╭──

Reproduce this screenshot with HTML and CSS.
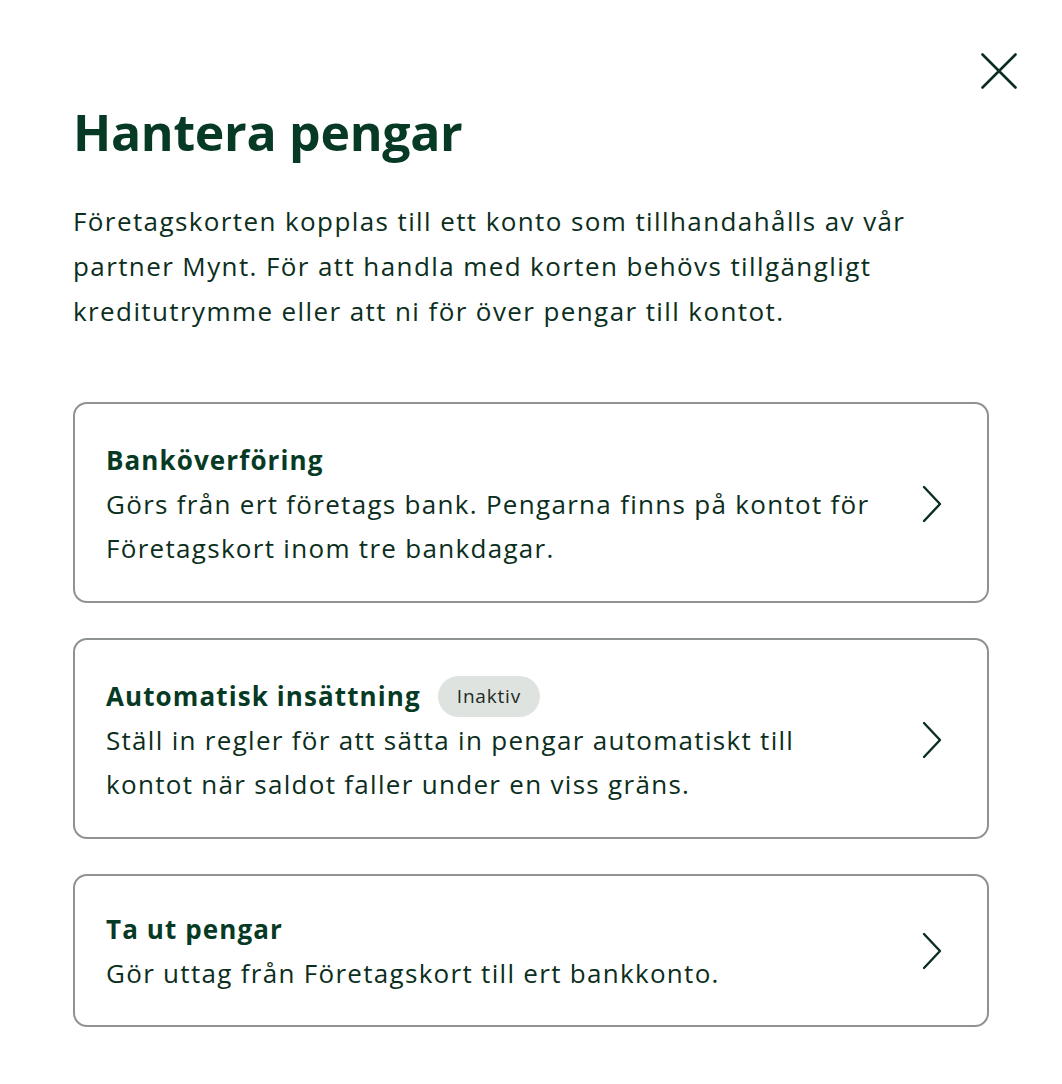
FILE: index.html
```html
<!DOCTYPE html>
<html lang="sv">

<head>
    <meta charset="UTF-8">
    <meta name="viewport" content="width=device-width, initial-scale=1.0">
    <title>Hantera pengar</title>
    <link rel="stylesheet" href="styles.css">
</head>

<body>
    <div class="dialog">
        <div class="dialog-top">
            <a href="javascript:;" class="close-btn" aria-label="Stäng">
                <svg width="36" height="36" viewBox="0 0 36 36" fill="none">
                    <path d="M1.5 1.5L34.5 34.5M34.5 1.5L1.5 34.5" stroke="#0b2e20" stroke-width="2.6" stroke-linecap="round" />
                </svg>
            </a>
        </div>
        <h1 class="dialog-title">Hantera pengar</h1>
        <p class="dialog-text">Företagskorten kopplas till ett konto som tillhandahålls av vår partner Mynt. För att handla med korten behövs tillgängligt kreditutrymme eller att ni för över pengar till kontot.</p>

        <div class="option-list">
            <a href="javascript:;" class="option">
                <div class="option-body">
                    <div class="option-title">Banköverföring</div>
                    <div class="option-text">Görs från ert företags bank. Pengarna finns på kontot för Företagskort inom tre bankdagar.</div>
                </div>
                <svg class="chevron" width="22" height="38" viewBox="0 0 22 38" fill="none">
                    <path d="M3 2L19 19L3 36" stroke="#0b2e20" stroke-width="2.4" stroke-linecap="round" stroke-linejoin="round" />
                </svg>
            </a>
            <a href="javascript:;" class="option">
                <div class="option-body">
                    <div class="option-title">Automatisk insättning <span class="badge">Inaktiv</span></div>
                    <div class="option-text">Ställ in regler för att sätta in pengar automatiskt till kontot när saldot faller under en viss gräns.</div>
                </div>
                <svg class="chevron" width="22" height="38" viewBox="0 0 22 38" fill="none">
                    <path d="M3 2L19 19L3 36" stroke="#0b2e20" stroke-width="2.4" stroke-linecap="round" stroke-linejoin="round" />
                </svg>
            </a>
            <a href="javascript:;" class="option option-short">
                <div class="option-body">
                    <div class="option-title">Ta ut pengar</div>
                    <div class="option-text">Gör uttag från Företagskort till ert bankkonto.</div>
                </div>
                <svg class="chevron" width="22" height="38" viewBox="0 0 22 38" fill="none">
                    <path d="M3 2L19 19L3 36" stroke="#0b2e20" stroke-width="2.4" stroke-linecap="round" stroke-linejoin="round" />
                </svg>
            </a>
        </div>
    </div>
</body>

</html>
```

FILE: styles.css
```css
* {
    box-sizing: border-box;
}

body,
h1,
p,
div {
    margin: 0px;
    padding: 0px;
}

body {
    background: #ffffff;
    color: #0b2e20;
    font-family: "Open Sans", "Noto Sans", sans-serif;
}

a {
    text-decoration: none;
    color: inherit;
}

.dialog {
    padding: 53px 45px 40px 73px;
}

.dialog-top {
    display: flex;
    justify-content: flex-end;
}

.close-btn {
    display: block;
    width: 36px;
    height: 36px;
}

.close-btn svg {
    display: block;
}

.dialog-title {
    margin-top: 11px;
    font-size: 50px;
    font-weight: 700;
    line-height: 64px;
    color: #063a25;
    letter-spacing: -0.3px;
}

.dialog-text {
    margin-top: 35px;
    width: 916px;
    font-size: 26px;
    line-height: 45px;
    letter-spacing: 1.4px;
}

.option-list {
    margin-top: 68px;
    width: 916px;
    display: flex;
    flex-direction: column;
    gap: 35px;
}

.option {
    display: flex;
    align-items: center;
    gap: 46px;
    padding: 34px 44px 31px 31px;
    border: 2px solid #8e9390;
    border-radius: 14px;
}

.option-short {
    padding-top: 31px;
    padding-bottom: 30px;
}

.option-body {
    flex: 1;
}

.option-title {
    display: flex;
    align-items: center;
    gap: 17px;
    height: 44px;
    font-size: 26px;
    font-weight: 700;
    line-height: 44px;
    color: #063a25;
    letter-spacing: 1.1px;
}

.option-text {
    font-size: 26px;
    line-height: 44px;
    letter-spacing: 1.3px;
}

.badge {
    display: inline-block;
    padding: 0px 19px;
    height: 41px;
    line-height: 41px;
    border-radius: 21px;
    background: #dfe3e0;
    font-size: 19px;
    font-weight: 400;
    color: #1d2a24;
    letter-spacing: 0.8px;
}

.chevron {
    flex: none;
    display: block;
}
```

╰──

◆ **Short task**
Copy each line exactly, and leave the pictures out of your copy.

◆ **Correct result**
Reproduce this screenshot with HTML and CSS.
FILE: index.html
```html
<!DOCTYPE html>
<html lang="sv">

<head>
    <meta charset="UTF-8">
    <meta name="viewport" content="width=device-width, initial-scale=1.0">
    <title>Hantera pengar</title>
    <link rel="stylesheet" href="styles.css">
</head>

<body>
    <div class="dialog">
        <div class="dialog-top">
            <a href="javascript:;" class="close-btn" aria-label="Stäng">
                <svg width="36" height="36" viewBox="0 0 36 36" fill="none">
                    <path d="M1.5 1.5L34.5 34.5M34.5 1.5L1.5 34.5" stroke="#0b2e20" stroke-width="2.6" stroke-linecap="round" />
                </svg>
            </a>
        </div>
        <h1 class="dialog-title">Hantera pengar</h1>
        <p class="dialog-text">Företagskorten kopplas till ett konto som tillhandahålls av vår partner Mynt. För att handla med korten behövs tillgängligt kreditutrymme eller att ni för över pengar till kontot.</p>

        <div class="option-list">
            <a href="javascript:;" class="option">
                <div class="option-body">
                    <div class="option-title">Banköverföring</div>
                    <div class="option-text">Görs från ert företags bank. Pengarna finns på kontot för Företagskort inom tre bankdagar.</div>
                </div>
                <svg class="chevron" width="22" height="38" viewBox="0 0 22 38" fill="none">
                    <path d="M3 2L19 19L3 36" stroke="#0b2e20" stroke-width="2.4" stroke-linecap="round" stroke-linejoin="round" />
                </svg>
            </a>
            <a href="javascript:;" class="option">
                <div class="option-body">
                    <div class="option-title">Automatisk insättning <span class="badge">Inaktiv</span></div>
                    <div class="option-text">Ställ in regler för att sätta in pengar automatiskt till kontot när saldot faller under en viss gräns.</div>
                </div>
                <svg class="chevron" width="22" height="38" viewBox="0 0 22 38" fill="none">
                    <path d="M3 2L19 19L3 36" stroke="#0b2e20" stroke-width="2.4" stroke-linecap="round" stroke-linejoin="round" />
                </svg>
            </a>
            <a href="javascript:;" class="option option-short">
                <div class="option-body">
                    <div class="option-title">Ta ut pengar</div>
                    <div class="option-text">Gör uttag från Företagskort till ert bankkonto.</div>
                </div>
                <svg class="chevron" width="22" height="38" viewBox="0 0 22 38" fill="none">
                    <path d="M3 2L19 19L3 36" stroke="#0b2e20" stroke-width="2.4" stroke-linecap="round" stroke-linejoin="round" />
                </svg>
            </a>
        </div>
    </div>
</body>

</html>
```

FILE: styles.css
```css
* {
    box-sizing: border-box;
}

body,
h1,
p,
div {
    margin: 0px;
    padding: 0px;
}

body {
    background: #ffffff;
    color: #0b2e20;
    font-family: "Open Sans", "Noto Sans", sans-serif;
}

a {
    text-decoration: none;
    color: inherit;
}

.dialog {
    padding: 53px 45px 40px 73px;
}

.dialog-top {
    display: flex;
    justify-content: flex-end;
}

.close-btn {
    display: block;
    width: 36px;
    height: 36px;
}

.close-btn svg {
    display: block;
}

.dialog-title {
    margin-top: 11px;
    font-size: 50px;
    font-weight: 700;
    line-height: 64px;
    color: #063a25;
    letter-spacing: -0.3px;
}

.dialog-text {
    margin-top: 35px;
    width: 916px;
    font-size: 26px;
    line-height: 45px;
    letter-spacing: 1.4px;
}

.option-list {
    margin-top: 68px;
    width: 916px;
    display: flex;
    flex-direction: column;
    gap: 35px;
}

.option {
    display: flex;
    align-items: center;
    gap: 46px;
    padding: 34px 44px 31px 31px;
    border: 2px solid #8e9390;
    border-radius: 14px;
}

.option-short {
    padding-top: 31px;
    padding-bottom: 30px;
}

.option-body {
    flex: 1;
}

.option-title {
    display: flex;
    align-items: center;
    gap: 17px;
    height: 44px;
    font-size: 26px;
    font-weight: 700;
    line-height: 44px;
    color: #063a25;
    letter-spacing: 1.1px;
}

.option-text {
    font-size: 26px;
    line-height: 44px;
    letter-spacing: 1.3px;
}

.badge {
    display: inline-block;
    padding: 0px 19px;
    height: 41px;
    line-height: 41px;
    border-radius: 21px;
    background: #dfe3e0;
    font-size: 19px;
    font-weight: 400;
    color: #1d2a24;
    letter-spacing: 0.8px;
}

.chevron {
    flex: none;
    display: block;
}
```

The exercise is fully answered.